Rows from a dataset
|---|

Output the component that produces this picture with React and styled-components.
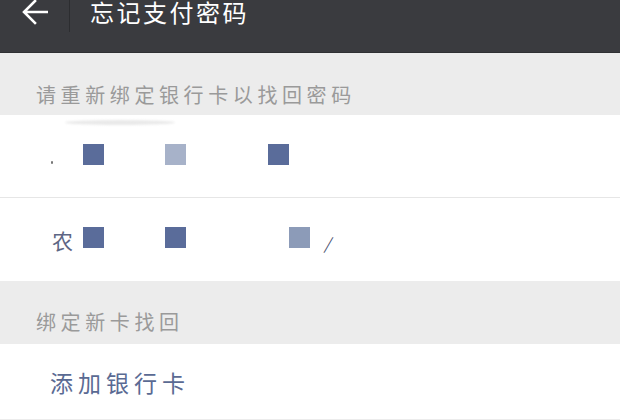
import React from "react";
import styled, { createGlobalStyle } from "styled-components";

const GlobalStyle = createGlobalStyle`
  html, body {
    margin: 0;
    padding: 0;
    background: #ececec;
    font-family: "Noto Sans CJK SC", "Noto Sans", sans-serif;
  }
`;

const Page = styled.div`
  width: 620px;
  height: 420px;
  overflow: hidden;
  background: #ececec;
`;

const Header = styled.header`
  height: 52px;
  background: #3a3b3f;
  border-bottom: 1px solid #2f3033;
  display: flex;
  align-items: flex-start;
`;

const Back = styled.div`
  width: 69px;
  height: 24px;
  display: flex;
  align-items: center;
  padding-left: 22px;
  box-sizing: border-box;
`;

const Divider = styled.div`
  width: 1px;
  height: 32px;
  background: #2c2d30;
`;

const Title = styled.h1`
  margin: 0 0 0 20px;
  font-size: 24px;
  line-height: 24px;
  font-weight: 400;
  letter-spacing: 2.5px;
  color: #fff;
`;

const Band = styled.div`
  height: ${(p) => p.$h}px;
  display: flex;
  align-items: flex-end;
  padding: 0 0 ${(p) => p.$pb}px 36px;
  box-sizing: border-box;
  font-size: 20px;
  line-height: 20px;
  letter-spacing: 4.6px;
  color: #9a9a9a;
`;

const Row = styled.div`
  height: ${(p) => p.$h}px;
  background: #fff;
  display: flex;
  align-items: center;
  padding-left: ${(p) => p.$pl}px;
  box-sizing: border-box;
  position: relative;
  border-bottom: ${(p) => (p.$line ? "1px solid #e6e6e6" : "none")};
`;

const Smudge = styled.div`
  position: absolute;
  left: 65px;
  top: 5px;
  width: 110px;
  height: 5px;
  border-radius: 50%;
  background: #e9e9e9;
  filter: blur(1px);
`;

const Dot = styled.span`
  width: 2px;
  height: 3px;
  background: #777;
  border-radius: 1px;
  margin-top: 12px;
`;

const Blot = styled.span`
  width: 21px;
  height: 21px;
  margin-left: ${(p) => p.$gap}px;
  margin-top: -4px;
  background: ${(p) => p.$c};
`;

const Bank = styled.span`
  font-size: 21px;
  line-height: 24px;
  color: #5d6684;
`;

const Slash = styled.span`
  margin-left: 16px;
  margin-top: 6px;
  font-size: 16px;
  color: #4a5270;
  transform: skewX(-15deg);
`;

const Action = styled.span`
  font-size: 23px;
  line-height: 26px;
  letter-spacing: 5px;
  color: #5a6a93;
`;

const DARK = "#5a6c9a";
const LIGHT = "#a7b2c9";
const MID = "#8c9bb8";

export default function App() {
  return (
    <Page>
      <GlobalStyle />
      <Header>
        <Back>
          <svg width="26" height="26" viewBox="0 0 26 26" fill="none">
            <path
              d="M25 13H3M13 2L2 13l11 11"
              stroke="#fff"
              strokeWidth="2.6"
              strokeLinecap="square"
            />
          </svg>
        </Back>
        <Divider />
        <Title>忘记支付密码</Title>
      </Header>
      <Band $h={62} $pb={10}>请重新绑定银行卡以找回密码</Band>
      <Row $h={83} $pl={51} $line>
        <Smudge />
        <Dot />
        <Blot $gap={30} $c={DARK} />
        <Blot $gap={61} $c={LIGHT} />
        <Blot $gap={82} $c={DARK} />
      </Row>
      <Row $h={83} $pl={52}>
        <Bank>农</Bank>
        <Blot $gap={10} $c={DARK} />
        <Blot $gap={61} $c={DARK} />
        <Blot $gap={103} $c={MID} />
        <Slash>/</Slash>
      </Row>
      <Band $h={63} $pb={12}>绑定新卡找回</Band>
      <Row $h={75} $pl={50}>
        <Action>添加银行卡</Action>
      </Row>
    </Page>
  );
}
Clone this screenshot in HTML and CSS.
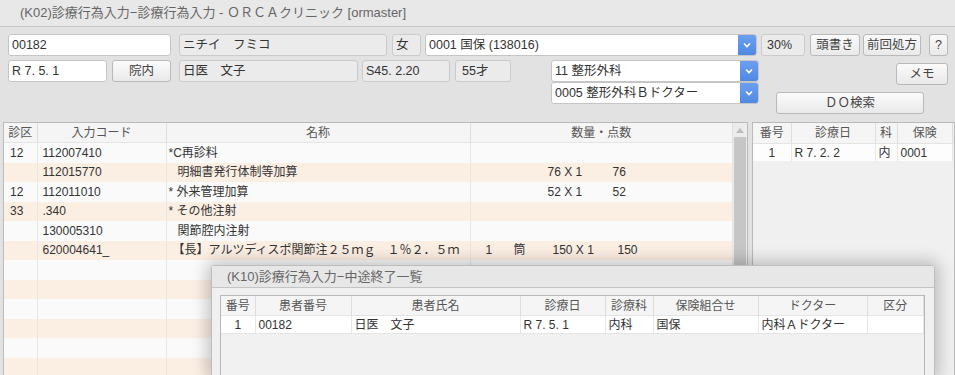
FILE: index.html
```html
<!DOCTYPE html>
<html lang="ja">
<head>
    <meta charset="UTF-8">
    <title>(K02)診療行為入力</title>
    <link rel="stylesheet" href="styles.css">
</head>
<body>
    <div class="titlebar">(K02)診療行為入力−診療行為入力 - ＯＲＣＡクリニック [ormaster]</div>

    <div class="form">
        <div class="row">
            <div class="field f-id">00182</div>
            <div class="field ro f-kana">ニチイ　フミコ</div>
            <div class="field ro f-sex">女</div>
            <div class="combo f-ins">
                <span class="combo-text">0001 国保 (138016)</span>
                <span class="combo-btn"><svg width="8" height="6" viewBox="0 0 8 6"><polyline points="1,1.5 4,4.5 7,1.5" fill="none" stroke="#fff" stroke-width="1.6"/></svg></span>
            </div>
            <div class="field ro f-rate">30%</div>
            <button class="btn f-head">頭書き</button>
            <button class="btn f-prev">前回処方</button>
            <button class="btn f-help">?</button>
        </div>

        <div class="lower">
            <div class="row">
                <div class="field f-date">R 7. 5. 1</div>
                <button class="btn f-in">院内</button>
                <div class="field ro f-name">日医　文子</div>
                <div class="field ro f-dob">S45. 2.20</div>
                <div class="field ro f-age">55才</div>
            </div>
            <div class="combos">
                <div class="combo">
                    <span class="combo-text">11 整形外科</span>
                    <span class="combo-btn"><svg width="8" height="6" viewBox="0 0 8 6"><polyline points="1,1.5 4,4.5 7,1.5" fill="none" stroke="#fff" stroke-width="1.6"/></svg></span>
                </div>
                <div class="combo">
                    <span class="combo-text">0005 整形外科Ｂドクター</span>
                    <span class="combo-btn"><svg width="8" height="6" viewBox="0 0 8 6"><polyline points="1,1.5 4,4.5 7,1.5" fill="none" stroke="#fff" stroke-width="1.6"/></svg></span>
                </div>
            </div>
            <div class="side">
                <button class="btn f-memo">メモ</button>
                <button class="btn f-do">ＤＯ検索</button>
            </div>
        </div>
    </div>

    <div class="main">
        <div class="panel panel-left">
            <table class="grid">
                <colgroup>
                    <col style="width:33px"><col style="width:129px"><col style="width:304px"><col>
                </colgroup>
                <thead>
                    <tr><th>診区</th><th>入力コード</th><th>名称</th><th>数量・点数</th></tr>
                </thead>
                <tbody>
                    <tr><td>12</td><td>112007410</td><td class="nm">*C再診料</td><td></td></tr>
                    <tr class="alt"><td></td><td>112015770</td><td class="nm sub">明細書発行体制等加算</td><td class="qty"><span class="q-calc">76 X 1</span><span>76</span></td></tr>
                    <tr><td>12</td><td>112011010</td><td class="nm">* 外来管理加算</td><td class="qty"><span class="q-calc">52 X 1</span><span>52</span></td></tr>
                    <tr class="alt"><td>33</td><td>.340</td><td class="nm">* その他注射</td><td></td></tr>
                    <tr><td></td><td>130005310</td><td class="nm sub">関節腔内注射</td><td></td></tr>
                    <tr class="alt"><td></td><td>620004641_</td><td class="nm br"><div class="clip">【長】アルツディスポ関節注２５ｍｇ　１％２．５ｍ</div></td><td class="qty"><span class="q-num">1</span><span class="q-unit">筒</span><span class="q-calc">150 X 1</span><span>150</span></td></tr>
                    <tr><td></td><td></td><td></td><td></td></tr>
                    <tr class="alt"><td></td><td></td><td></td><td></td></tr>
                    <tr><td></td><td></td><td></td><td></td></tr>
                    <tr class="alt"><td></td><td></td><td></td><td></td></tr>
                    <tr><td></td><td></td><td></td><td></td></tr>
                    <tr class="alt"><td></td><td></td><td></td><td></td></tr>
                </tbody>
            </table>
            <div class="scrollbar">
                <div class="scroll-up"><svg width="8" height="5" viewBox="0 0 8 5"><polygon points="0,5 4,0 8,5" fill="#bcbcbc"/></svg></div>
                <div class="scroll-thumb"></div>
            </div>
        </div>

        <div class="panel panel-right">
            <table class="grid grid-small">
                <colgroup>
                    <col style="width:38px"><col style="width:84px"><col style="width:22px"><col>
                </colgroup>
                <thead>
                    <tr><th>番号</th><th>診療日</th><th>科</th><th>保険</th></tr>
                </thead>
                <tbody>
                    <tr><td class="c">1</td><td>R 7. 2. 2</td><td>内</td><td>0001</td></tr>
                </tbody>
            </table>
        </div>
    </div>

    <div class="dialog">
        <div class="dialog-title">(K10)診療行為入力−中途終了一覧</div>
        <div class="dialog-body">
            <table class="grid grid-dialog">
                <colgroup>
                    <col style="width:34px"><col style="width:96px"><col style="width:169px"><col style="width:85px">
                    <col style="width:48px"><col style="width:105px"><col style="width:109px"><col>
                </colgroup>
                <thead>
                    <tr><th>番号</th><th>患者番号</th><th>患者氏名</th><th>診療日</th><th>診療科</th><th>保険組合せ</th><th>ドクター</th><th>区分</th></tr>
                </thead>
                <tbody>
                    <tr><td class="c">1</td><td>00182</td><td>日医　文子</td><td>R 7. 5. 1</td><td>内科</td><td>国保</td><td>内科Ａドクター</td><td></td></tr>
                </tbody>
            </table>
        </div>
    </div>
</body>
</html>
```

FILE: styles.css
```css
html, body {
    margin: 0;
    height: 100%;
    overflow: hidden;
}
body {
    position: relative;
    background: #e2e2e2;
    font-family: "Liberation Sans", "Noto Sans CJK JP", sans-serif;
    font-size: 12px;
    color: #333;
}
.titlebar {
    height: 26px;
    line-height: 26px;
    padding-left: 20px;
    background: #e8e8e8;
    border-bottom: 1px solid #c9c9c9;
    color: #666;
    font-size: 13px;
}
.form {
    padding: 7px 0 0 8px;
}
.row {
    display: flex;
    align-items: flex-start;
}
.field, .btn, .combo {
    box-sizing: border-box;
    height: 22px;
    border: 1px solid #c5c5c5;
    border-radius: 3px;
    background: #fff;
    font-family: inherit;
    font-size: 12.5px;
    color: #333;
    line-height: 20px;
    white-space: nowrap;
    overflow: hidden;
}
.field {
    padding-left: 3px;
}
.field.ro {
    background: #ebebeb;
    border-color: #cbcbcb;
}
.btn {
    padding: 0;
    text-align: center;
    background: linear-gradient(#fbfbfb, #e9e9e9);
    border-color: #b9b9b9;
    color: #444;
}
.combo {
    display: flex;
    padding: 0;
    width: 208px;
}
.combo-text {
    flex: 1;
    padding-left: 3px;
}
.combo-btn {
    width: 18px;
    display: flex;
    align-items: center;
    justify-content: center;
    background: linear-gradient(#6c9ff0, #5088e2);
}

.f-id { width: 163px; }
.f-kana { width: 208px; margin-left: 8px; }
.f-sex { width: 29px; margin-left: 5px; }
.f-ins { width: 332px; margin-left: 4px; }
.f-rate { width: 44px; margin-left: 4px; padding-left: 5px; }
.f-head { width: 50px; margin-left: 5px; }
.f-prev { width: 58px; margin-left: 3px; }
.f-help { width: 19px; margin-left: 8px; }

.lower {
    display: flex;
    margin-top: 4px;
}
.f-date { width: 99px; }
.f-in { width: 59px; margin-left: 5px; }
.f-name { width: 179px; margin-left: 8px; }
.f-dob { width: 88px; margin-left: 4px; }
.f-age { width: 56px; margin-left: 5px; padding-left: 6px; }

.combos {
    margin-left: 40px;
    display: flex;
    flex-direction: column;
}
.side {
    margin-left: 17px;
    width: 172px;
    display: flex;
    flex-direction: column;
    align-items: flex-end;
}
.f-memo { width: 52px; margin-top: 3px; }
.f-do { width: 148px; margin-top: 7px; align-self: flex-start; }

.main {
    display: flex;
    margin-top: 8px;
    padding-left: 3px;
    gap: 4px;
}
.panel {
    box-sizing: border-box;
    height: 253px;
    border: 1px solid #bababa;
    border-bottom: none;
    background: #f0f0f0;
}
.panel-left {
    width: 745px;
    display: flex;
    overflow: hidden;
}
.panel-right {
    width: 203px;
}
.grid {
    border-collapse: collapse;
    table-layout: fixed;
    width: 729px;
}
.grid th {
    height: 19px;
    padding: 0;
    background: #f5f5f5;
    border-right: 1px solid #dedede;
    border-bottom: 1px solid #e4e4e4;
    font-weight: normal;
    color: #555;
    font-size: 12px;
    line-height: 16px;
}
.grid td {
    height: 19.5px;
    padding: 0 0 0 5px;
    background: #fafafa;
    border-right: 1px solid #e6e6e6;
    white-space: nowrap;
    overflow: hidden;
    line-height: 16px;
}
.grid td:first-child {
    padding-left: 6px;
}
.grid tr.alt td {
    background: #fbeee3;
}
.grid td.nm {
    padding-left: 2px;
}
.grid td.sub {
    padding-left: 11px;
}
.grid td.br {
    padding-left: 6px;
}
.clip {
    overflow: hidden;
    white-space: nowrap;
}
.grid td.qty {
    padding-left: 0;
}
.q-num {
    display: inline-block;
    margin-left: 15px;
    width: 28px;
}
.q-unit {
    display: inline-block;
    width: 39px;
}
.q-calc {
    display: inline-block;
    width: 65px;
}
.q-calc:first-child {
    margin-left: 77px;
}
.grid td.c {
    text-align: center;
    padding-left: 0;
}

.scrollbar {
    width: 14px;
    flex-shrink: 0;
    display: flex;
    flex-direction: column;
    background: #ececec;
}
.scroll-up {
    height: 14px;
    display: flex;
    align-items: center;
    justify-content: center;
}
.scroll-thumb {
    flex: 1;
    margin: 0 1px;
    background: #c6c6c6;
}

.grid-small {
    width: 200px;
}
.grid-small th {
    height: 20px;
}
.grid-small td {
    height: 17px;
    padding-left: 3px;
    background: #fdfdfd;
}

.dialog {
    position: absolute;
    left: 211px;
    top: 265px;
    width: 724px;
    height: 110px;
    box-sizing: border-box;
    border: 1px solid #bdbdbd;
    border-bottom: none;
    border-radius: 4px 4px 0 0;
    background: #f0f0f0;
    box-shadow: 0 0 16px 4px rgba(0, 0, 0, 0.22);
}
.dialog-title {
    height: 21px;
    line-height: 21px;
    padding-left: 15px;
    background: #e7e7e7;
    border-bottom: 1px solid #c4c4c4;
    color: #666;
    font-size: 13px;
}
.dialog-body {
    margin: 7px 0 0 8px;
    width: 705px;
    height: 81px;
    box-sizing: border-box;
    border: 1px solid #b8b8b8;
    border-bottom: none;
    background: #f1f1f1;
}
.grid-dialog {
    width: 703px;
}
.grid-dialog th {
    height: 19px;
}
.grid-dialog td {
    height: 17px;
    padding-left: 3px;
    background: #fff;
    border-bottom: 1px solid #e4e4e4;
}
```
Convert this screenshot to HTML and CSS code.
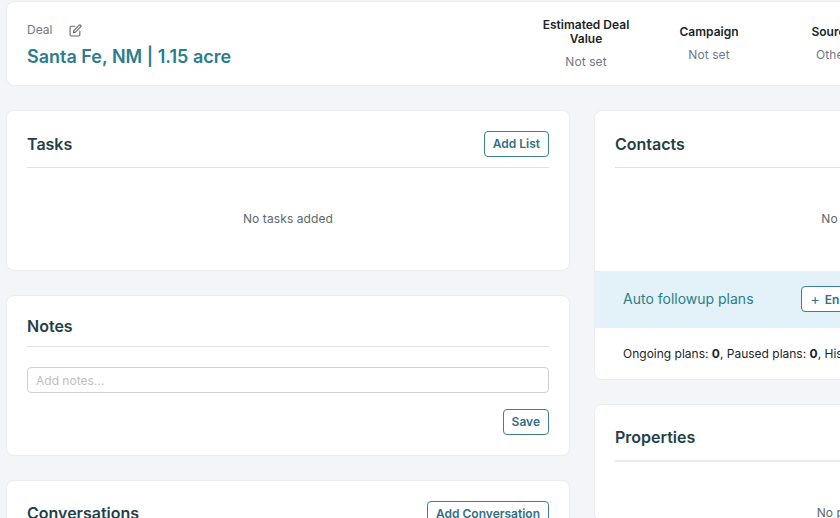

|---|

* Work to do *
Pull out every line in the material above where "this" occurs.

* Right answer *
Output the component that produces this picture with React and styled-components.
Clone this screenshot in HTML and CSS.
Convert this screenshot to HTML and CSS code.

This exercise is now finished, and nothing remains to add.